Il tempo di non aspettare

di Nicola Adile Diego Vacca

Esistono persone che, per i più svariati motivi, sono costrette a lasciare la propria terra natia e a cercare la propria meta in diversi luoghi del mondo.
C’è chi cambia città e chi cambia continente, chi lo fa perché scappa da una guerra e chi perché crede in un sogno.
Noi viviamo in una parte del mondo che si presta a essere sia meta che punto di partenza, perché se è vero che oggi più che mai siamo chiamati all’accoglienza, altrettanto vero è che mai si è fermato l’emigrare dei nostri figli e coetanei. Già in sé questa duplice veste ci richiama a una doverosa consapevolezza, che però non sempre dimostriamo saper concretizzare: come ogni anno sono arrivati nelle nostre città bambine e bambini, ragazze e ragazzi, quando ormai le iscrizioni scolastiche erano chiuse; ogni anno assistiamo al percorso di questi desiderosi studenti trasformarsi in un limbo, in un dedalo per i tanti operatori del settore, la Scuola in primis, che cercano di trovare la via giusta per far bene le cose; ogni anno il cammino è arduo e non sempre, a quella meta, si riesce a giungere in tempo.

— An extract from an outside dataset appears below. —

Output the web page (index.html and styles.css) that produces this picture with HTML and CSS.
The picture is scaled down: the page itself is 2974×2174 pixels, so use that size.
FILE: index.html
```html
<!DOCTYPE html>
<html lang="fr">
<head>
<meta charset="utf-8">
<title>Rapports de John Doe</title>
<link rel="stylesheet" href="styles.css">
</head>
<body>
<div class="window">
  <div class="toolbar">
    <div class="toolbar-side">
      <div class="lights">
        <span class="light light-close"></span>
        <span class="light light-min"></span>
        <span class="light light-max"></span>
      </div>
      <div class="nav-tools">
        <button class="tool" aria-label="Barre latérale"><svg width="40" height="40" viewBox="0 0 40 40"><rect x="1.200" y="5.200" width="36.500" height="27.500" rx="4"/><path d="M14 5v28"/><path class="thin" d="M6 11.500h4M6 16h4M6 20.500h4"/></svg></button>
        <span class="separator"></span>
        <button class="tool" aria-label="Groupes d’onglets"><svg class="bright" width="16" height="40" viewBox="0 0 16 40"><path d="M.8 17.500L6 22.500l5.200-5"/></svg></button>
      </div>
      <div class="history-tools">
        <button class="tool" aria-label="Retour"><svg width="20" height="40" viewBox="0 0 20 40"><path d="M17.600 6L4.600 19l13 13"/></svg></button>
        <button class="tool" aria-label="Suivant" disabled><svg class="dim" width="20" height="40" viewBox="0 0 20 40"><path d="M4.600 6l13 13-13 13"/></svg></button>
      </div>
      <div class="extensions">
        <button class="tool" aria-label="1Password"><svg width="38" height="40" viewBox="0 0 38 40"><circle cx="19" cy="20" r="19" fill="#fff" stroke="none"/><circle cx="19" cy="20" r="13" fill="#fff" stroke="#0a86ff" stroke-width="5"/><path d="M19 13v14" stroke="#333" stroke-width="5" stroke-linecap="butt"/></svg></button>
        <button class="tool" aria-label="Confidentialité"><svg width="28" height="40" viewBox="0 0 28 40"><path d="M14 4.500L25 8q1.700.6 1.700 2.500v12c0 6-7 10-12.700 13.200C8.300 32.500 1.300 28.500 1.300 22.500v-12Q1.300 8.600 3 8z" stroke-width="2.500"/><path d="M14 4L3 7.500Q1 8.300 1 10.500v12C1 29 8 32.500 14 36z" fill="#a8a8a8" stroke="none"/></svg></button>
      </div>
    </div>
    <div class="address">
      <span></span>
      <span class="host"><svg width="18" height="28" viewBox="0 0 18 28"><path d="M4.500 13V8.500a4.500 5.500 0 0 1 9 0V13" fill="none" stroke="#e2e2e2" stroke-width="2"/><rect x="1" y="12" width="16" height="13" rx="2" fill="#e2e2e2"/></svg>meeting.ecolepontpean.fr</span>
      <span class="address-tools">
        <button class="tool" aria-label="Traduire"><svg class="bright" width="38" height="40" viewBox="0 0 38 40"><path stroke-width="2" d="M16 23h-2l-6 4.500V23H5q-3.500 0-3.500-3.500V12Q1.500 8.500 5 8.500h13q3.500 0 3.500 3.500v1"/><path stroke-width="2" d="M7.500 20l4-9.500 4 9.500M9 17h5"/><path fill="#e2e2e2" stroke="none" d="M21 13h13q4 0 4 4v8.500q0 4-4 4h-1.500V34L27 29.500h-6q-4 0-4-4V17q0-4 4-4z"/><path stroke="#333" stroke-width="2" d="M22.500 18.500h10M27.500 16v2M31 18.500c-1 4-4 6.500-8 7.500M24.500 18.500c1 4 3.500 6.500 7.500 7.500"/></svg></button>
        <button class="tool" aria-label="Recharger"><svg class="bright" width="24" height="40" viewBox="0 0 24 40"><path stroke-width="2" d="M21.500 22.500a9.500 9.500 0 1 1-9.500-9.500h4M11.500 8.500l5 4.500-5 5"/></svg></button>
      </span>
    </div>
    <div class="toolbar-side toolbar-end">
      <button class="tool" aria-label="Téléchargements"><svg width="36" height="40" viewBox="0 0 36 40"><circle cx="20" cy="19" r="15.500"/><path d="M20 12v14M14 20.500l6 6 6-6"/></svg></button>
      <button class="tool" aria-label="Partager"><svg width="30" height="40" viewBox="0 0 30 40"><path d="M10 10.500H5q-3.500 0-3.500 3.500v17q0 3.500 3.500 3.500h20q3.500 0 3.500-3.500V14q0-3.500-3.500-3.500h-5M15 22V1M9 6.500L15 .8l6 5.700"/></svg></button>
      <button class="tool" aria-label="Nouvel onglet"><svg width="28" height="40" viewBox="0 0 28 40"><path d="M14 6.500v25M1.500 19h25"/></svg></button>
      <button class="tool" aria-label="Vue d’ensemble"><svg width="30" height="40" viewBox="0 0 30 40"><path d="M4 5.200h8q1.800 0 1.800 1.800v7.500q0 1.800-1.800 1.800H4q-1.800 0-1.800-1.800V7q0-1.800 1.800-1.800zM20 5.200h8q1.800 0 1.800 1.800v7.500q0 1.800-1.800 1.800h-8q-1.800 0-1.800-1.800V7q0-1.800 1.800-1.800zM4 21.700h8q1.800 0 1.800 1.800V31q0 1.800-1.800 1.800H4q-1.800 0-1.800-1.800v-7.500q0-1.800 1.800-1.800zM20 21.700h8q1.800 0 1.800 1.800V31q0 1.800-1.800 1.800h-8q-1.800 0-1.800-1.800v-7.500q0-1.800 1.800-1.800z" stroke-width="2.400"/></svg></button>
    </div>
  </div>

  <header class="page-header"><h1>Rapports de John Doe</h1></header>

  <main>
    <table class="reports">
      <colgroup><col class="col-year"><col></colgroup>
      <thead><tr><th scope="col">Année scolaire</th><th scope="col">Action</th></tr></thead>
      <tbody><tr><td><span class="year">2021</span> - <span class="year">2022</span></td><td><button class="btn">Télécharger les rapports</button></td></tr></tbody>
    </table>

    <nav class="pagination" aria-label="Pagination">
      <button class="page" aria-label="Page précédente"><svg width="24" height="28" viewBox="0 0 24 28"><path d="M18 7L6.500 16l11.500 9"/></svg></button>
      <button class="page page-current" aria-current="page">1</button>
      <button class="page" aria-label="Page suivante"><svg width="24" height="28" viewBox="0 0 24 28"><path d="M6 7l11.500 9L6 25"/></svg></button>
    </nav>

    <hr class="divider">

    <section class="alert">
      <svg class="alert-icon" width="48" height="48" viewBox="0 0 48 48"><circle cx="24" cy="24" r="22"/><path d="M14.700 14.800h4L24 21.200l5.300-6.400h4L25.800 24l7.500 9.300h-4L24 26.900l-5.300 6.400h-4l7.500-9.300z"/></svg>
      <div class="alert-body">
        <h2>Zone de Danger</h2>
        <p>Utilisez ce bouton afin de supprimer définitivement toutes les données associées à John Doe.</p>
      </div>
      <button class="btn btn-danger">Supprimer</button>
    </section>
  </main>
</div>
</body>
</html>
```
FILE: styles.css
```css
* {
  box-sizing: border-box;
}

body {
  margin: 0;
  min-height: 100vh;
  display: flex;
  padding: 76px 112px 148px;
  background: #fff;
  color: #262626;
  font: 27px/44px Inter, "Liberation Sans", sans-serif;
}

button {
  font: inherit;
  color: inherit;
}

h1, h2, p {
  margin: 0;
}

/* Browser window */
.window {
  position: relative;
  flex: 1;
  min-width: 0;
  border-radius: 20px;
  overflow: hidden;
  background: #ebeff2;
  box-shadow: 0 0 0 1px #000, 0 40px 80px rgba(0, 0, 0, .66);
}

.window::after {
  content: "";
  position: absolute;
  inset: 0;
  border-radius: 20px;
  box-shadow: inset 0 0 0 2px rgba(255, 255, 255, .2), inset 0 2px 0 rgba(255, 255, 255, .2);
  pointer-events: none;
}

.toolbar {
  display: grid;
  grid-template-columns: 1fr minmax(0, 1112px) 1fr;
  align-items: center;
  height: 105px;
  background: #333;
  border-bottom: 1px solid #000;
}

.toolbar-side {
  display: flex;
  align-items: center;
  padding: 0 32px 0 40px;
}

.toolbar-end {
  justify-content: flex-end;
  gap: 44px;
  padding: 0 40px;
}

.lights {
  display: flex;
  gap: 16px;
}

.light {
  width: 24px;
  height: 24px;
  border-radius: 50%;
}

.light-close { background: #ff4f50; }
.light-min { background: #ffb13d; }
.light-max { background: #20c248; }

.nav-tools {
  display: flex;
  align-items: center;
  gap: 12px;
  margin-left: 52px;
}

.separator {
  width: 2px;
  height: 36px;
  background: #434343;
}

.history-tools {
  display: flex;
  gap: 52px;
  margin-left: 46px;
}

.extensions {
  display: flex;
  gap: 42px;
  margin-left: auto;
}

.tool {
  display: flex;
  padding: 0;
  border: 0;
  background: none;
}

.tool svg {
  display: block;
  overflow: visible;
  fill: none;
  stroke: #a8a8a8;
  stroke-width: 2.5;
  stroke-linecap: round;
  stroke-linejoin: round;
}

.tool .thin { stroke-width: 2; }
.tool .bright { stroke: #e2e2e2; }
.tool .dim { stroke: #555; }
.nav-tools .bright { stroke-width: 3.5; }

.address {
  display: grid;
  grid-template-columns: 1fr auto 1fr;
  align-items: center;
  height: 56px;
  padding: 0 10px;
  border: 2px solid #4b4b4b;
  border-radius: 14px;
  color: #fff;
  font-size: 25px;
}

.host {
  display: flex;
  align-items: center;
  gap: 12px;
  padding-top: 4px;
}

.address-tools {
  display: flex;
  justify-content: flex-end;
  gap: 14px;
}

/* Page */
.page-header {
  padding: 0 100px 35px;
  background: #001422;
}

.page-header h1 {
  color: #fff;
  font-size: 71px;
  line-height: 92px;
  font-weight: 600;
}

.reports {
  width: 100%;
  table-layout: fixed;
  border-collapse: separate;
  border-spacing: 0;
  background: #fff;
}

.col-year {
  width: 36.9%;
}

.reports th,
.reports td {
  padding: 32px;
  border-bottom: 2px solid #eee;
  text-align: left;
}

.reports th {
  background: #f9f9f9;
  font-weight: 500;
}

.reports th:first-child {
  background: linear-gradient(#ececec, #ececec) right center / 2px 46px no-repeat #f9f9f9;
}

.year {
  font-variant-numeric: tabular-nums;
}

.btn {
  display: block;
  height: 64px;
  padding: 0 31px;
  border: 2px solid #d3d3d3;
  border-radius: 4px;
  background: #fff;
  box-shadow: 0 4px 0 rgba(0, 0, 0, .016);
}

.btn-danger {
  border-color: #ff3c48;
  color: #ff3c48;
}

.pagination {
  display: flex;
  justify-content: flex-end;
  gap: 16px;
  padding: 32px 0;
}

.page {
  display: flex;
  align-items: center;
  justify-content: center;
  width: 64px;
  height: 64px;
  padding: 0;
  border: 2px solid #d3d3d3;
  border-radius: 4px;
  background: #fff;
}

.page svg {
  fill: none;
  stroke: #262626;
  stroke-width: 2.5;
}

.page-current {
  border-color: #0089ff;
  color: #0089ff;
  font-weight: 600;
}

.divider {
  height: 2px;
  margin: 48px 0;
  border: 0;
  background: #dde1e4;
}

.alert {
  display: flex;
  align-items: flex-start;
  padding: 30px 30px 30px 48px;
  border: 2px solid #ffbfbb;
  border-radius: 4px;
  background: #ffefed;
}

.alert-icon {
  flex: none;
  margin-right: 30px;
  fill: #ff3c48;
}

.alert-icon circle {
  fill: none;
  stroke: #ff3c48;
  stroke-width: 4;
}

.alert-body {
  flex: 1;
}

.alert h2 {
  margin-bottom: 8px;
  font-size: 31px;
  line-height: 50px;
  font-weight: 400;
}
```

La mancata consapevolezza che dimostriamo si incarna quindi nel dare a questi giovani che si affacciano al nostro mondo, a regole nuove, a codici etici e comportamentali nuovi… dare loro l’idea di essere da subito un corpo estraneo, da dover somatizzare, da dover allocare; dimostrando, peraltro, spesso al contempo di trattare anche i nostri insegnanti come un corpo estraneo. Riuscire a dare a questi giovani un progetto di continuità sarebbe il primo enorme segnale di integrazione cercata, perché oltre al diritto allo studio è fondamentale il diritto ad essere seguiti nel tempo; accompagnati nel constatare ed evidenziare i progressi, correggere eventuali défaillances, essere la memoria storica di quel bambino o di quella bambina che per natura tenderà inizialmente a dimenticare. Salvo ricordare tutto poi. Questo vale per tutti i nostri ragazzi, e la ricerca di integrazione nel sistema educativo nazionale potrebbe essere un reale stimolo di crescita e miglioramento dell’organizzazione e del tessuto sociale. Viviamo circondati da una ricerca di una condizione media che porta irrimediabilmente alla mediocrità, alla disaffezione, a rapporti rapidi ma non per questo maggiormente intensi. La Scuola, ancor più oggi considerata la grande fatica dimostrata dall’istituto Famiglia nell’adeguarsi ai tempi, ha il potere/dovere di essere il metro della nostra crescita, di accoglierci a braccia aperte – e con semplicità per gli operatori, la cui volontà e dedizione è dimostrata ogni giorno -, di vederci crescere. Abbiamo bisogno di stabilità per gli insegnanti, occorre dare loro la possibilità di ricordarci quanto si è cresciuti dall’anno prima, di percorsi educativi che trovino anche nel tempo la loro ragione: l’empatia e l’attenzione, se declinati nel tempo, creano infatti un’alchimia che va oltre la valutazione… e si chiama Comprensione.